Imagine a photo, with the face of a building marked out.

Its given that the face of the building is a rectangle, with 90 degree corners. However, because its a photo, perspective will be involved and the parallel edges of the face will converge on the horizon.

With such a rectangle, how do you calculate the angle in 2D of the vectors of the edges of a face that is at right angles to it?

In the image below, the blue is the face marked on the photo, and I'm wondering how to calculate the 2D vector of the red lines of the other face:

example

So if you ignore the picture for a moment, and concentrate on the lines, is there enough information in one of the face outlines - the interior angles and such - to know the path of the face on the other side of the corner? What would the formula be?

example

A: 

It would be more than possible, but I don't have a sufficient grasp of matrices and such - I just steal the tutorial.

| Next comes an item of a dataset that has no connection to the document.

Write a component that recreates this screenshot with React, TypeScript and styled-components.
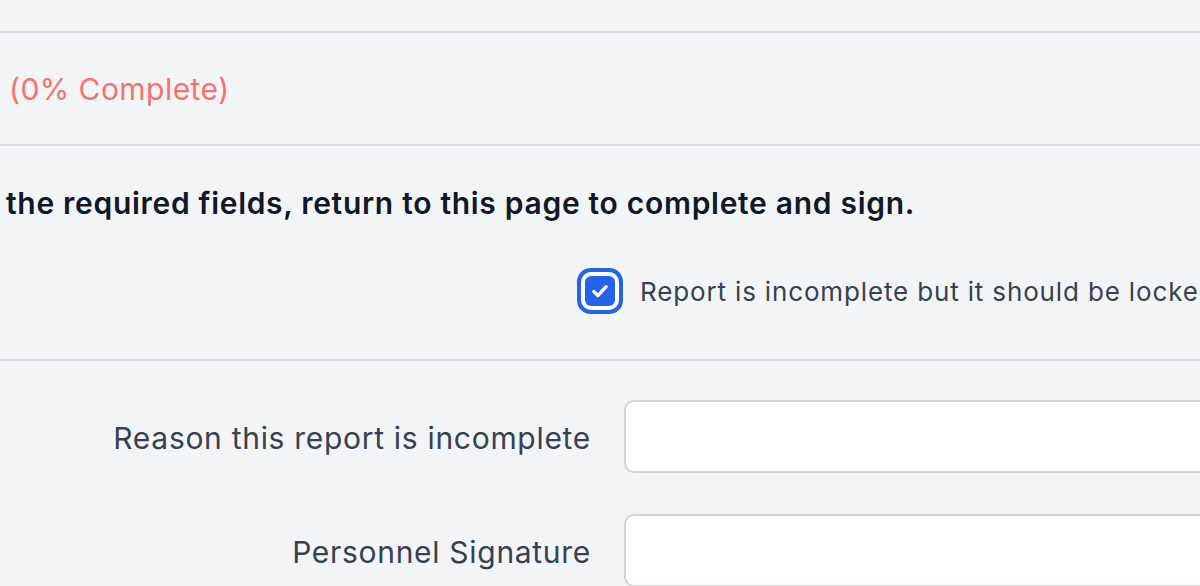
import React, { useState } from "react";
import styled, { createGlobalStyle } from "styled-components";

const GlobalStyle = createGlobalStyle`
  html, body {
    margin: 0;
    padding: 0;
    background: #f3f4f6;
    overflow: hidden;
  }
  body {
    font-family: Inter, "Noto Sans", sans-serif;
    -webkit-font-smoothing: antialiased;
  }
`;

const Page = styled.div`
  width: 1200px;
  height: 586px;
  background: #f3f4f6;
  overflow: hidden;
`;

const TopStrip = styled.div`
  height: 31px;
  border-bottom: 2px solid #d9dbe0;
`;

const ProgressSection = styled.div`
  height: 111px;
  display: flex;
  align-items: center;
  padding-left: 9px;
  border-bottom: 2px solid #d9dbe0;
`;

const Progress = styled.span`
  font-size: 30px;
  letter-spacing: 0.45px;
  color: #f87171;
`;

const NoticeSection = styled.div`
  height: 213px;
  padding: 0 0 0 6px;
  border-bottom: 2px solid #d9dbe0;
  display: flex;
  flex-direction: column;
`;

const Notice = styled.p`
  margin: 0;
  padding-top: 38px;
  font-size: 30px;
  letter-spacing: 0.7px;
  font-weight: 600;
  color: #111827;
  line-height: 38px;
`;

const CheckRow = styled.label`
  display: flex;
  align-items: center;
  gap: 17px;
  margin-top: 46px;
  margin-left: 571px;
  white-space: nowrap;
  cursor: pointer;
`;

const CheckBox = styled.span<{ $checked: boolean }>`
  flex: none;
  width: 30px;
  height: 30px;
  border-radius: 6px;
  background: ${(p) => (p.$checked ? "#2563eb" : "#fff")};
  box-shadow: 0 0 0 4px #fff, 0 0 0 8px #2563eb;
  margin: 8px;
  display: flex;
  align-items: center;
  justify-content: center;
`;

const CheckText = styled.span`
  font-size: 26px;
  letter-spacing: 0.85px;
  color: #374151;
`;

const FormSection = styled.div`
  display: grid;
  grid-template-columns: 591px 700px;
  column-gap: 33px;
  row-gap: 41px;
  padding-top: 39px;
  align-items: center;
`;

const Label = styled.div`
  text-align: right;
  font-size: 30px;
  letter-spacing: 0.7px;
  color: #374151;
  padding-top: 3px;
`;

const Input = styled.input`
  box-sizing: border-box;
  height: 73px;
  width: 100%;
  border: 2px solid #d1d5db;
  border-radius: 10px;
  background: #fff;
  font-size: 28px;
  font-family: inherit;
  padding: 0 20px;
  outline: none;
`;

export default function App() {
  const [locked, setLocked] = useState(true);

  return (
    <>
      <GlobalStyle />
      <Page>
        <TopStrip />
        <ProgressSection>
          <Progress>(0% Complete)</Progress>
        </ProgressSection>
        <NoticeSection>
          <Notice>the required fields, return to this page to complete and sign.</Notice>
          <CheckRow onClick={() => setLocked(!locked)}>
            <CheckBox $checked={locked}>
              {locked && (
                <svg width="26" height="26" viewBox="0 0 16 16" fill="none">
                  <path
                    d="M4.2 8.3l2.5 2.5 5.1-5.5"
                    stroke="#fff"
                    strokeWidth="2"
                    strokeLinecap="round"
                    strokeLinejoin="round"
                  />
                </svg>
              )}
            </CheckBox>
            <CheckText>Report is incomplete but it should be locked</CheckText>
          </CheckRow>
        </NoticeSection>
        <FormSection>
          <Label>Reason this report is incomplete</Label>
          <Input type="text" />
          <Label>Personnel Signature</Label>
          <Input type="text" />
        </FormSection>
      </Page>
    </>
  );
}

If you have the topright/bottomleft corners of the blue in 3D, it should be possible to transform them with a transformation matrix, then project them back into 2D.

Edit for some accuracy.

DeadMG
A: 

It's quite easy, you should use basic 2 point perspective rules.

First of all you need 2 vanishing points, one to the left and one to the right of your object. They'll both stay on the same horizon line.

alt text

After having placed the horizon (that chooses the sight heigh) and the vanishing points (the positions of the points will change field of view) you can easily calculate where your lines go (of course you need to be able to calculate the line that crosses two points: i think you can do it)

Jack
A: 

Honestly, what I'd do is a Hough Transform on the image and determine a way to identify the red lines from the image. To find the red lines, I'd find any lines in the transform that touch your blue ones. The good thing about the transform is that you get angle information for free.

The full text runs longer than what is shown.